Reinforcing side stakes for 40 foot solid bottom gondolas, GN 72500-72749
Reinforcing side stakes applied to GN 72500-72749 gondolas.
In 1952, the Great Northern Railway purchased 250 nominal forty-foot long ‘mill gondolas’, from American Car and Foundry, cars 72500 to 72749. These were GN’s first solid bottom gondola cars, as opposed to the approximately 2,700 nominal forty-foot long drop bottom gondolas on the roster in 1952. As delivered these cars were painted mineral red. They would prove to be the only forty-foot long ‘mill gons’ the Great Northern ever owned.

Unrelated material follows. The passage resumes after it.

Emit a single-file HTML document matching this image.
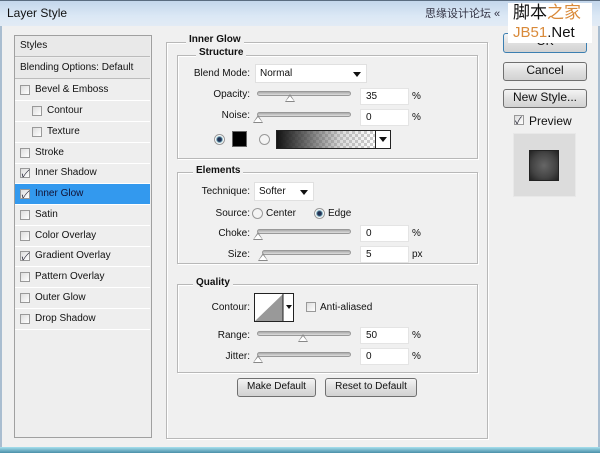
<!DOCTYPE html>
<html><head><meta charset="utf-8"><style>
*{margin:0;padding:0;box-sizing:border-box}
body{width:600px;height:453px;background:#f0f0f0;font-family:"Liberation Sans","Noto Sans CJK SC",sans-serif;font-size:10px;color:#111;position:relative;overflow:hidden}
.a{position:absolute}
.t{position:absolute;white-space:nowrap;line-height:12px}
.r{text-align:right}
.grp{position:absolute;border:1px solid #b8b8b8;box-shadow:inset 1px 1px 0 #fff,1px 1px 0 #fff}
.lbl{position:absolute;background:#f0f0f0;padding:0 3px;font-weight:bold;font-size:10px;line-height:12px}
.inp{position:absolute;background:#fff;border:1px solid #e4e4e4;height:17px;padding:2px 5px;line-height:12px}
.sl{position:absolute;height:5px;border:1px solid #999;border-radius:3px;background:linear-gradient(#aaa,#ddd)}
.th{position:absolute;width:0;height:0;border-left:5px solid transparent;border-right:5px solid transparent;border-bottom:8px solid #888}
.th:after{content:"";position:absolute;left:-4px;top:2px;border-left:4px solid transparent;border-right:4px solid transparent;border-bottom:5px solid #fff}
.dd{position:absolute;background:#fff;border:1px solid #e0e0e0;height:19px;padding:3px 4px;line-height:12px}
.dd:after{content:"";position:absolute;right:5px;top:7px;border-left:4px solid transparent;border-right:4px solid transparent;border-top:5px solid #111}
.btn{position:absolute;border:1px solid #707070;border-radius:3px;background:linear-gradient(#f4f4f4,#e0e0e0 50%,#d2d2d2);text-align:center;font-size:12px;line-height:15px}
.row{position:absolute;left:15px;width:135px;height:21px;border-bottom:1px solid #fff;line-height:20px;font-size:10px}
.cb{position:absolute;width:10px;height:10px;border:1px solid #999;background:linear-gradient(135deg,#ddd,#fff);top:5px}
.ck:after{content:"✓";position:absolute;left:0px;top:-4px;font-size:10px;color:#223}
.rad{position:absolute;width:11px;height:11px;border-radius:50%;border:1px solid #999;background:#f4f4f4}
</style></head><body>
<div class="a" style="left:0;top:0;width:600px;height:26px;background:linear-gradient(#c3d6eb,#dbe8f5 60%,#e2ebf5);border-top:1px solid #5a6c80"></div>
<div class="t" style="left:7px;top:7px;font-size:12px;color:#111">Layer Style</div>
<div class="t" style="left:425px;top:8px;font-size:11px;color:#334">思缘设计论坛 «</div>
<div class="a" style="left:0;top:26px;width:2px;height:427px;background:#a9bdd0"></div>
<div class="a" style="left:598px;top:26px;width:2px;height:427px;background:#a9bdd0"></div>
<div class="a" style="left:0;top:447px;width:600px;height:6px;background:linear-gradient(#a7e0ee,#4a8fa8)"></div>

<div class="a" style="left:14px;top:35px;width:138px;height:403px;border:1px solid #a0a0a0;background:#eeeeee"></div>
<div class="row" style="top:36px;background:#e9e9e9;border-bottom:1px solid #bbb;padding-left:5px">Styles</div>
<div class="row" style="top:58px;background:#e9e9e9;border-bottom:1px solid #bbb;padding-left:5px">Blending Options: Default</div>
<div class="row" style="top:80px"><i class="cb" style="left:5px"></i><span class="a" style="left:20px">Bevel &amp; Emboss</span></div>
<div class="row" style="top:101px"><i class="cb" style="left:17px"></i><span class="a" style="left:32px">Contour</span></div>
<div class="row" style="top:122px"><i class="cb" style="left:17px"></i><span class="a" style="left:32px">Texture</span></div>
<div class="row" style="top:143px"><i class="cb" style="left:5px"></i><span class="a" style="left:20px">Stroke</span></div>
<div class="row" style="top:163px"><i class="cb ck" style="left:5px"></i><span class="a" style="left:20px">Inner Shadow</span></div>
<div class="row" style="top:184px;background:#3399ee;color:#113"><i class="cb ck" style="left:5px"></i><span class="a" style="left:20px">Inner Glow</span></div>
<div class="row" style="top:205px"><i class="cb" style="left:5px"></i><span class="a" style="left:20px">Satin</span></div>
<div class="row" style="top:226px"><i class="cb" style="left:5px"></i><span class="a" style="left:20px">Color Overlay</span></div>
<div class="row" style="top:246px"><i class="cb ck" style="left:5px"></i><span class="a" style="left:20px">Gradient Overlay</span></div>
<div class="row" style="top:267px"><i class="cb" style="left:5px"></i><span class="a" style="left:20px">Pattern Overlay</span></div>
<div class="row" style="top:288px"><i class="cb" style="left:5px"></i><span class="a" style="left:20px">Outer Glow</span></div>
<div class="row" style="top:309px"><i class="cb" style="left:5px"></i><span class="a" style="left:20px">Drop Shadow</span></div>

<div class="grp" style="left:166px;top:42px;width:322px;height:397px"></div>
<div class="lbl" style="left:186px;top:34px">Inner Glow</div>

<div class="grp" style="left:177px;top:55px;width:301px;height:104px"></div>
<div class="lbl" style="left:196px;top:47px">Structure</div>
<div class="t r" style="left:180px;width:70px;top:68px">Blend Mode:</div>
<div class="dd" style="left:255px;top:64px;width:112px">Normal</div>
<div class="t r" style="left:180px;width:70px;top:89px">Opacity:</div>
<div class="sl" style="left:257px;top:91px;width:94px"></div><div class="th" style="left:285px;top:94px"></div>
<div class="inp" style="left:360px;top:88px;width:49px">35</div><div class="t" style="left:412px;top:91px">%</div>
<div class="t r" style="left:180px;width:70px;top:110px">Noise:</div>
<div class="sl" style="left:257px;top:112px;width:94px"></div><div class="th" style="left:253px;top:115px"></div>
<div class="inp" style="left:360px;top:109px;width:49px">0</div><div class="t" style="left:412px;top:112px">%</div>
<div class="rad" style="left:214px;top:134px;background:radial-gradient(#235 30%,#7ab 45%,#fff 60%)"></div>
<div class="a" style="left:232px;top:131px;width:15px;height:16px;background:#000;border:1px solid #666"></div>
<div class="rad" style="left:259px;top:134px"></div>
<div class="a" style="left:276px;top:130px;width:100px;height:19px;border:1px solid #222;background:linear-gradient(90deg,rgba(20,20,20,1),rgba(90,90,90,.8) 35%,rgba(160,160,160,.4) 65%,rgba(255,255,255,0)),repeating-conic-gradient(#ccc 0 25%,#fff 0 50%) 0 0/6px 6px"></div>
<div class="a" style="left:375px;top:130px;width:16px;height:19px;border:1px solid #222;background:#fff"></div>
<div class="a" style="left:379px;top:137px;border-left:4px solid transparent;border-right:4px solid transparent;border-top:5px solid #111"></div>

<div class="grp" style="left:177px;top:172px;width:301px;height:92px"></div>
<div class="lbl" style="left:193px;top:165px">Elements</div>
<div class="t r" style="left:180px;width:70px;top:186px">Technique:</div>
<div class="dd" style="left:254px;top:182px;width:60px">Softer</div>
<div class="t r" style="left:180px;width:70px;top:208px">Source:</div>
<div class="rad" style="left:252px;top:208px"></div><div class="t" style="left:266px;top:208px">Center</div>
<div class="rad" style="left:314px;top:208px;background:radial-gradient(#235 30%,#7ab 45%,#fff 60%)"></div><div class="t" style="left:328px;top:208px">Edge</div>
<div class="t r" style="left:180px;width:70px;top:228px">Choke:</div>
<div class="sl" style="left:257px;top:229px;width:94px"></div><div class="th" style="left:253px;top:232px"></div>
<div class="inp" style="left:360px;top:225px;width:49px">0</div><div class="t" style="left:412px;top:228px">%</div>
<div class="t r" style="left:180px;width:70px;top:249px">Size:</div>
<div class="sl" style="left:262px;top:250px;width:89px"></div><div class="th" style="left:258px;top:253px"></div>
<div class="inp" style="left:360px;top:246px;width:49px">5</div><div class="t" style="left:412px;top:249px">px</div>

<div class="grp" style="left:177px;top:284px;width:301px;height:89px"></div>
<div class="lbl" style="left:193px;top:277px">Quality</div>
<div class="t r" style="left:180px;width:70px;top:302px">Contour:</div>
<div class="a" style="left:254px;top:293px;width:40px;height:29px;border:1px solid #222;background:#fff;overflow:hidden">
<svg width="38" height="27" style="position:absolute;left:0;top:0"><polygon points="0,27 28,0 28,27" fill="#999"/><line x1="28" y1="0" x2="28" y2="27" stroke="#222"/><polygon points="31,11 37,11 34,15" fill="#111"/></svg></div>
<div class="cb" style="left:306px;top:302px"></div><div class="t" style="left:320px;top:302px">Anti-aliased</div>
<div class="t r" style="left:180px;width:70px;top:330px">Range:</div>
<div class="sl" style="left:257px;top:331px;width:94px"></div><div class="th" style="left:298px;top:334px"></div>
<div class="inp" style="left:360px;top:327px;width:49px">50</div><div class="t" style="left:412px;top:330px">%</div>
<div class="t r" style="left:180px;width:70px;top:351px">Jitter:</div>
<div class="sl" style="left:257px;top:352px;width:94px"></div><div class="th" style="left:253px;top:355px"></div>
<div class="inp" style="left:360px;top:348px;width:49px">0</div><div class="t" style="left:412px;top:351px">%</div>
<div class="btn" style="left:237px;top:378px;width:79px;height:19px;font-size:10px;line-height:16px">Make Default</div>
<div class="btn" style="left:325px;top:378px;width:92px;height:19px;font-size:10px;line-height:16px">Reset to Default</div>

<div class="btn" style="left:503px;top:33px;width:84px;height:20px;border-color:#3c7fb1">OK</div>
<div class="a" style="left:508px;top:3px;width:84px;height:40px;background:#fff"></div>
<div class="t" style="left:513px;top:3px;font-size:17px;line-height:20px;color:#111">脚本<span style="color:#d98a3a">之家</span></div>
<div class="t" style="left:513px;top:24px;font-size:15px;line-height:18px;color:#d98a3a">JB51<span style="color:#111">.Net</span></div>
<div class="btn" style="left:503px;top:62px;width:84px;height:19px">Cancel</div>
<div class="btn" style="left:503px;top:89px;width:84px;height:19px">New Style...</div>
<div class="cb ck" style="left:514px;top:115px"></div><div class="t" style="left:529px;top:114px;font-size:12px;line-height:14px">Preview</div>
<div class="a" style="left:513px;top:133px;width:63px;height:64px;background:#dcdcdc;border:1px solid #e8e8e8"></div>
<div class="a" style="left:529px;top:150px;width:30px;height:31px;background:radial-gradient(#666,#444 60%,#222);border:1px solid #222"></div>
</body></html>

The NPRHA is offering resin model kit of these cars, which were Northern Pacific 59000 to 59499 purchased from ACF in 1952-53. The kit includes the full body casting, appropriate small parts, and a pair of Tahoe TWM 70 ton ASF A-3 ride control trucks. Couplers and decals are not included.
Reinforcing side stakes were added to cars 72500 to 72749 beginning in September of 1957 to strengthen the sides of the cars. Four larger and longer reinforcing side stakes that extended below the sides were added per car, one over the fifth original stake in from each end on both sides. Cars were repainted to vermillion red when the ribs were upgraded. To date we have not seen a photo of a car with upgraded side stakes in the original paint scheme or a photo of a car in vermillion red with slanted lettering without the upgraded side stakes.
Our custom cast reinforcing side stakes are designed to be used as replacement side stakes on the HO scale Sunshine Models resin kit of GN cars 72500-72749, and for any future releases of that resin kit, including the current NPRHA kit. They also fit the Accurail gondolas if you’re using those models as a stand-in for the GN prototypes. Each car requires four reinforcing stakes. Each bag includes FIVE reinforcing side stakes just in case you drop or loose one.
Correct Great Northern decals are available from National Scale Car http://www.nationalscalecar.com for $7.00. The set includes the as delivered lettering and the slant-serif lettering introduced in 1956.
ADDITIONAL HISTORY
Beginning in 1968 some of these cars were painted black with simplified goat heralds.
In 1955 17 cars were assigned to container service and renumbered 72750 to 72770, not all numbers used. The railroad owned and supplied the ten 145 cubic foot containers used per car. These cars were used to haul ferro-chrome from Chromium Mining & Smelting Co. at Mead, Washington and ferro-silicon from Keokuk Electro Metals Co. at Rock Island, Washington to customers in Detroit and Pittsburg. In 1956 the 21 cars then in service were equipped with roller bearing trucks at a cost of $23,000 due to excessive number of hot boxes on these cars which were loaded to their load limit. By 1964 the container series had been expanded to 72750 to 72773, for a total of 24 GN container cars.
SP&S purchased 200 such cars from ACF in the same general time period.